Unless you’ve been living under a rock, you are probably aware of the latest trend in the urban farming movement: the rearing of backyard chickens. Of course this is an offshoot or rather progression from the age old tradition of having your own vegetable or herb garden, with more and more people wanting to get in back in touch with their food. Another example of this is the ‘eat what you kill’ movement whereby the only meats these advocates consume are those from animals that they kill or hunt themselves.
Of course, rearing your own backyard chickens is probably much simpler than having to go out and hunt elk or deer every time you’re hungry plus you don’t have to eat these chickens; you can simply use them for eggs. And, if you combine a chicken coop with a vegetable garden, you’ve basically turned your backyard into a productive, food-generating space for you and your family without having any worry about modern agricultural practices such as pesticides in plants and growth hormones in livestock.

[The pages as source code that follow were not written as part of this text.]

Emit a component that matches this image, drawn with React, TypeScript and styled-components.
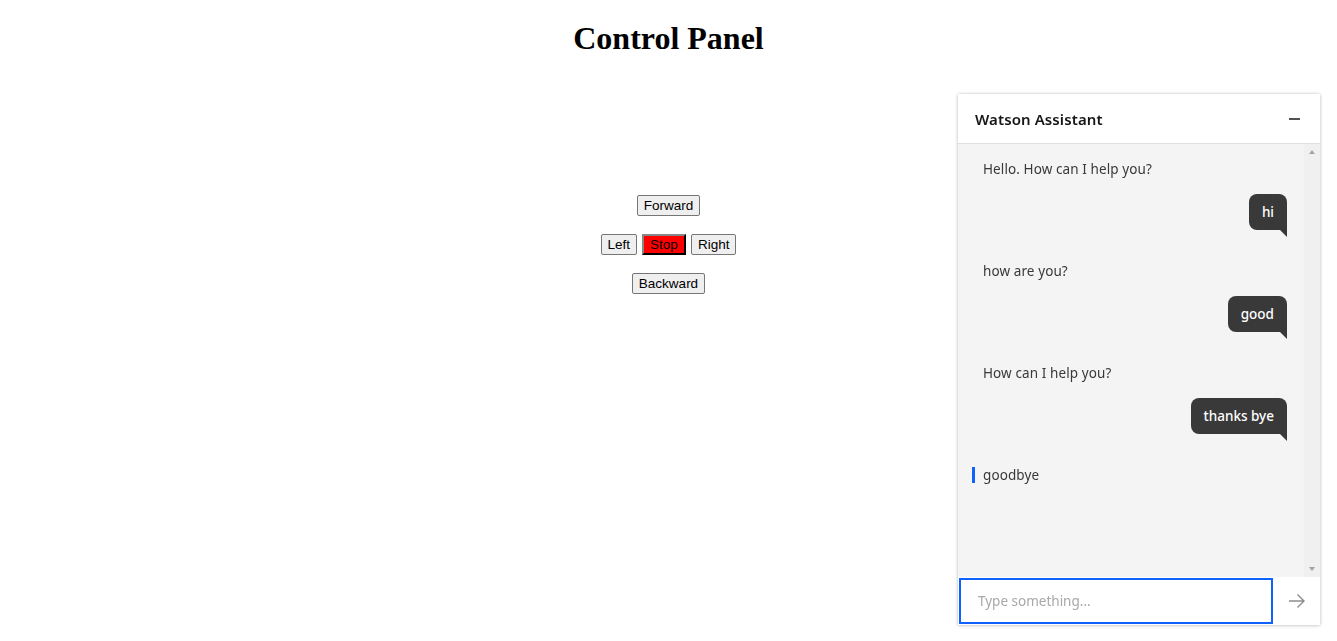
import React from "react";
import styled, { createGlobalStyle } from "styled-components";

const Global = createGlobalStyle`
  html, body { margin: 0; padding: 0; background: #ffffff; }
  body { font-family: "Liberation Serif", "Times New Roman", serif; }
  * { box-sizing: border-box; }
`;

const Page = styled.main`
  padding: 8px;
  min-height: 641px;
`;

const Title = styled.h1`
  margin: 12.44px 0 0;
  text-align: center;
  font-family: "Liberation Serif", "Times New Roman", serif;
  font-size: 32px;
  font-weight: 700;
  line-height: 37px;
  color: #000;
`;

const Pad = styled.section`
  margin-top: 138px;
  display: flex;
  flex-direction: column;
  align-items: center;
  gap: 18px;
`;

const PadRow = styled.div`
  display: flex;
  justify-content: center;
  gap: 5px;
`;

const PadButton = styled.button<{ $danger?: boolean }>`
  font-family: "Liberation Sans", Arial, sans-serif;
  font-size: 13.5px;
  line-height: 15px;
  height: 21px;
  padding: 1px 6px;
  color: #000;
  border-radius: 2px;
  background: ${(p) => (p.$danger ? "#ff0000" : "#efefef")};
  border: ${(p) => (p.$danger ? "2px outset #1a1a1a" : "1px solid #767676")};
  ${(p) => (p.$danger ? "border-radius: 0; border-color: #333 #111 #111 #333;" : "")}
  cursor: pointer;
`;

const Widget = styled.aside`
  position: fixed;
  right: 17px;
  bottom: 16px;
  width: 362px;
  height: 531px;
  display: flex;
  flex-direction: column;
  background: #ffffff;
  box-shadow: 0 0 3px rgba(0, 0, 0, 0.22), 0 1px 4px rgba(0, 0, 0, 0.1);
  font-family: "Noto Sans", "Open Sans", sans-serif;
`;

const Header = styled.header`
  height: 50px;
  flex: none;
  display: flex;
  align-items: center;
  justify-content: space-between;
  padding: 1px 17px 0;
  border-bottom: 1px solid #e0e0e0;
`;

const HeaderTitle = styled.h2`
  margin: 0;
  font-size: 15px;
  font-weight: 600;
  color: #161616;
  letter-spacing: 0.1px;
`;

const MinButton = styled.button`
  border: none;
  background: transparent;
  padding: 0;
  width: 16px;
  height: 16px;
  display: flex;
  align-items: center;
  justify-content: center;
  margin-right: 1px;
  cursor: pointer;
`;

const MinBar = styled.span`
  display: block;
  width: 11px;
  height: 2px;
  background: #525252;
`;

const Body = styled.div`
  flex: 1;
  display: flex;
  background: #f4f4f4;
  min-height: 0;
`;

const Messages = styled.div`
  flex: 1;
  padding: 15px 17px 0 25px;
  display: flex;
  flex-direction: column;
`;

const Track = styled.div`
  width: 16px;
  flex: none;
  background: #f0f0f0;
  display: flex;
  flex-direction: column;
  justify-content: space-between;
  align-items: center;
  padding: 6px 0;
`;

const Arrow = styled.span<{ $down?: boolean }>`
  width: 0;
  height: 0;
  border-left: 3.5px solid transparent;
  border-right: 3.5px solid transparent;
  ${(p) =>
    p.$down
      ? "border-top: 4px solid #a3a3a3;"
      : "border-bottom: 4px solid #a3a3a3;"}
`;

const BotText = styled.div<{ $latest?: boolean }>`
  position: relative;
  font-size: 13.5px;
  line-height: 20px;
  color: #393939;
  letter-spacing: 0.1px;
  margin-bottom: 15px;
  ${(p) =>
    p.$latest
      ? `&::before {
          content: "";
          position: absolute;
          left: -11px;
          top: 2px;
          width: 3px;
          height: 16px;
          background: #0f62fe;
        }`
      : ""}
`;

const Bubble = styled.div`
  position: relative;
  align-self: flex-end;
  background: #393939;
  color: #ffffff;
  font-size: 13.5px;
  font-weight: 500;
  line-height: 20px;
  padding: 8px 13px;
  border-radius: 8px 8px 0 8px;
  margin-bottom: 31px;
  &::after {
    content: "";
    position: absolute;
    right: 0;
    top: 100%;
    width: 0;
    height: 0;
    border-left: 7px solid transparent;
    border-top: 7px solid #393939;
  }
`;

const Composer = styled.form`
  height: 48px;
  flex: none;
  display: flex;
  background: #ffffff;
`;

const Input = styled.input`
  flex: 1;
  margin: 1px 0 1px 1px;
  border: 2px solid #0f62fe;
  outline: none;
  padding: 0 16px 0 17px;
  font-family: "Noto Sans", "Open Sans", sans-serif;
  font-size: 13.5px;
  color: #161616;
  background: #fff;
  caret-color: #161616;
  &::placeholder { color: #a8a8a8; }
`;

const Send = styled.button`
  width: 47px;
  flex: none;
  border: none;
  background: transparent;
  display: flex;
  align-items: center;
  justify-content: center;
  padding: 0;
  cursor: pointer;
`;

const conversation = [
  { bot: "Hello. How can I help you?", user: "hi" },
  { bot: "how are you?", user: "good" },
  { bot: "How can I help you?", user: "thanks bye" },
];

export default function App() {
  return (
    <>
      <Global />
      <Page>
        <Title>Control Panel</Title>
        <Pad>
          <PadRow>
            <PadButton>Forward</PadButton>
          </PadRow>
          <PadRow>
            <PadButton>Left</PadButton>
            <PadButton $danger>Stop</PadButton>
            <PadButton>Right</PadButton>
          </PadRow>
          <PadRow>
            <PadButton>Backward</PadButton>
          </PadRow>
        </Pad>
      </Page>
      <Widget>
        <Header>
          <HeaderTitle>Watson Assistant</HeaderTitle>
          <MinButton aria-label="Minimize">
            <MinBar />
          </MinButton>
        </Header>
        <Body>
          <Messages>
            {conversation.map((c) => (
              <React.Fragment key={c.user}>
                <BotText>{c.bot}</BotText>
                <Bubble>{c.user}</Bubble>
              </React.Fragment>
            ))}
            <BotText $latest>goodbye</BotText>
          </Messages>
          <Track>
            <Arrow />
            <Arrow $down />
          </Track>
        </Body>
        <Composer onSubmit={(e) => e.preventDefault()}>
          <Input placeholder="Type something..." autoFocus />
          <Send type="submit" aria-label="Send">
            <svg width="18" height="16" viewBox="0 0 18 16" fill="none">
              <path d="M1 8h15M9.5 1.5L16 8l-6.5 6.5" stroke="#8d8d8d" strokeWidth="1.4" />
            </svg>
          </Send>
        </Composer>
      </Widget>
    </>
  );
}
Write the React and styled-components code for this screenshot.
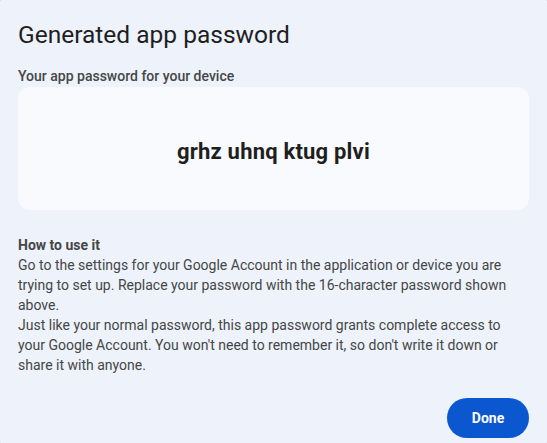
import React from "react";
import styled, { createGlobalStyle } from "styled-components";

const GlobalStyle = createGlobalStyle`
  html, body {
    margin: 0;
    padding: 0;
    background: #5f6368;
    overflow: hidden;
  }
  * { box-sizing: border-box; }
`;

const Dialog = styled.div`
  width: 563px;
  height: 459px;
  margin: -8px 0 0 -8px;
  padding: 27px 26px 0 26px;
  background: #eef2fa;
  border-radius: 28px;
  font-family: Roboto, "Liberation Sans", sans-serif;
  display: flex;
  flex-direction: column;
`;

const Title = styled.h1`
  margin: 0;
  font-size: 24.5px;
  font-weight: 400;
  line-height: 32px;
  color: #1f1f1f;
`;

const Label = styled.div`
  margin-top: 15px;
  font-size: 14px;
  font-weight: 500;
  line-height: 20px;
  color: #444746;
`;

const PasswordCard = styled.div`
  margin-top: 1px;
  height: 123px;
  padding-top: 6px;
  border-radius: 12px;
  background: #f8fafd;
  display: flex;
  align-items: center;
  justify-content: center;
`;

const Password = styled.span`
  font-size: 22px;
  font-weight: 700;
  color: #1f1f1f;
  letter-spacing: 0.2px;
`;

const Help = styled.div`
  margin-top: 25px;
  font-size: 14px;
  line-height: 20px;
  color: #444746;
`;

const HelpTitle = styled.div`
  font-weight: 700;
`;

const Actions = styled.div`
  margin-top: auto;
  padding-bottom: 13px;
  display: flex;
  justify-content: flex-end;
`;

const Button = styled.button`
  height: 40px;
  width: 82px;
  border: none;
  border-radius: 20px;
  background: #0b57d0;
  color: #fff;
  font-family: inherit;
  font-size: 14px;
  font-weight: 700;
  cursor: pointer;
`;

export default function App() {
  return (
    <>
      <GlobalStyle />
      <Dialog>
        <Title>Generated app password</Title>
        <Label>Your app password for your device</Label>
        <PasswordCard>
          <Password>grhz uhnq ktug plvi</Password>
        </PasswordCard>
        <Help>
          <HelpTitle>How to use it</HelpTitle>
          <div>
            Go to the settings for your Google Account in the application or
            device you are trying to set up. Replace your password with the
            16-character password shown above.
          </div>
          <div>
            Just like your normal password, this app password grants complete
            access to your Google Account. You won't need to remember it, so
            don't write it down or share it with anyone.
          </div>
        </Help>
        <Actions>
          <Button>Done</Button>
        </Actions>
      </Dialog>
    </>
  );
}
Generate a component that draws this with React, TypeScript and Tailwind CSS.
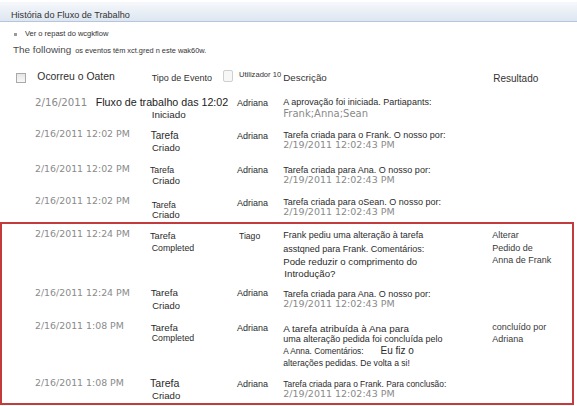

If you are convinced and are looking to rear your own chickens and build your own chicken coop, then we have prepared a handy checklist you can use to make sure that the chicken coop you build goes according to plan. You can also refer to this checklist to construct a coop to make sure you’re following all the right steps to building a chicken coop. I followed it closely when I started building my own coops and it has served me well!
Step 1: Flock Size
Failing to plan is planning to fail as the saying goes and this is the first and most crucial step. In general, one hen lays one egg per day and the size of the egg depends on the size of the hens. Chickens range from small to large and each chicken will need 2 to 4 square feet of space in the coop and 8 to 12 square feet of space in the run. Our suggestion is to start with a small flock of under 5 chickens but build a coop that can hold more; planning for future expansion.
Step 2: Obtain Coop Plans
Next you want to obtain a good set of coop plans. Unless you are highly skilled in carpentry and the like, we do not recommend a blind construction of a chicken coop as this would be unproductive and whatever little cost you would save from purchasing the plans you would likely overspend from various missteps and errors. That said, not all coop plans are created equal so when reviewing coop plans, make sure that it covers these fundamentals thoroughly.
- Protection – Many people recommend chicken wire for protection from predators, however we prefer hardware cloth. You see, chicken wire is not as secure as it seems; dogs, foxes, and raccoons can, with some effort, chew through or tear them apart. Don’t cut corners on the hardware cloth and get the highest quality ones possible, which will usually be zinc-coated for rust prevention as well.
- Bedding – Not just for comfort, appropriate bedding material is important to absorb droppings, odor, or moisture. Hence, do not use straw as it is messy and does not absorb moisture very well; we recommend pine shavings or pine chips. Make sure you lay it at least 4 inches deep.
- Nesting Boxes – Important so your hens will lay their eggs. Each nesting box should be an open cube measuring at least one foot on all sides. The ratio is one nesting box for every two or three hens.
- Perching Area / Roosting Bar –Little known fact: chickens prefer to sleep perched above the ground. Install a hanging perch in your coop for their comfort and make sure it’s not positioned above nesting boxes, feeders, or waterers. Let’s just say chickens don’t exactly walk to the toilet in the middle of the night.
- Food and Water – For maximum convenience, we recommend using a hanging feeder and automatic waterer. If you have many chickens, you can have more than one designated feeding area.
- Insulation – This is dependent on your local climate. If it gets very hot or very cold, proper insulation would be necessary.
- Ventilation – Chickens need fresh air. Make sure there’s a ventilation panel on each wall of the coop as well as one on the roof.
Step 3: Obtain the Necessary Tools and Materials
Now that you’ve chosen the right plan, it’s time to take the trip down to your local hardware store and lumber yard. Don’t forget your protective gear as well. FYI, good coop plans will provide you with a handy materials and supplies checklist.
Step 4: Build the Coop
The last but hardest step: actual construction. With your handy plans and step-by-step guide at your side, it’s time to roll up your sleeves and get to work. Make sure you start from the bottom with the foundation and then work your way up from there. Roof, doors, and windows installation will be the second last step, while the last step is finishing off your coop with a nice coat of your favorite colored paint.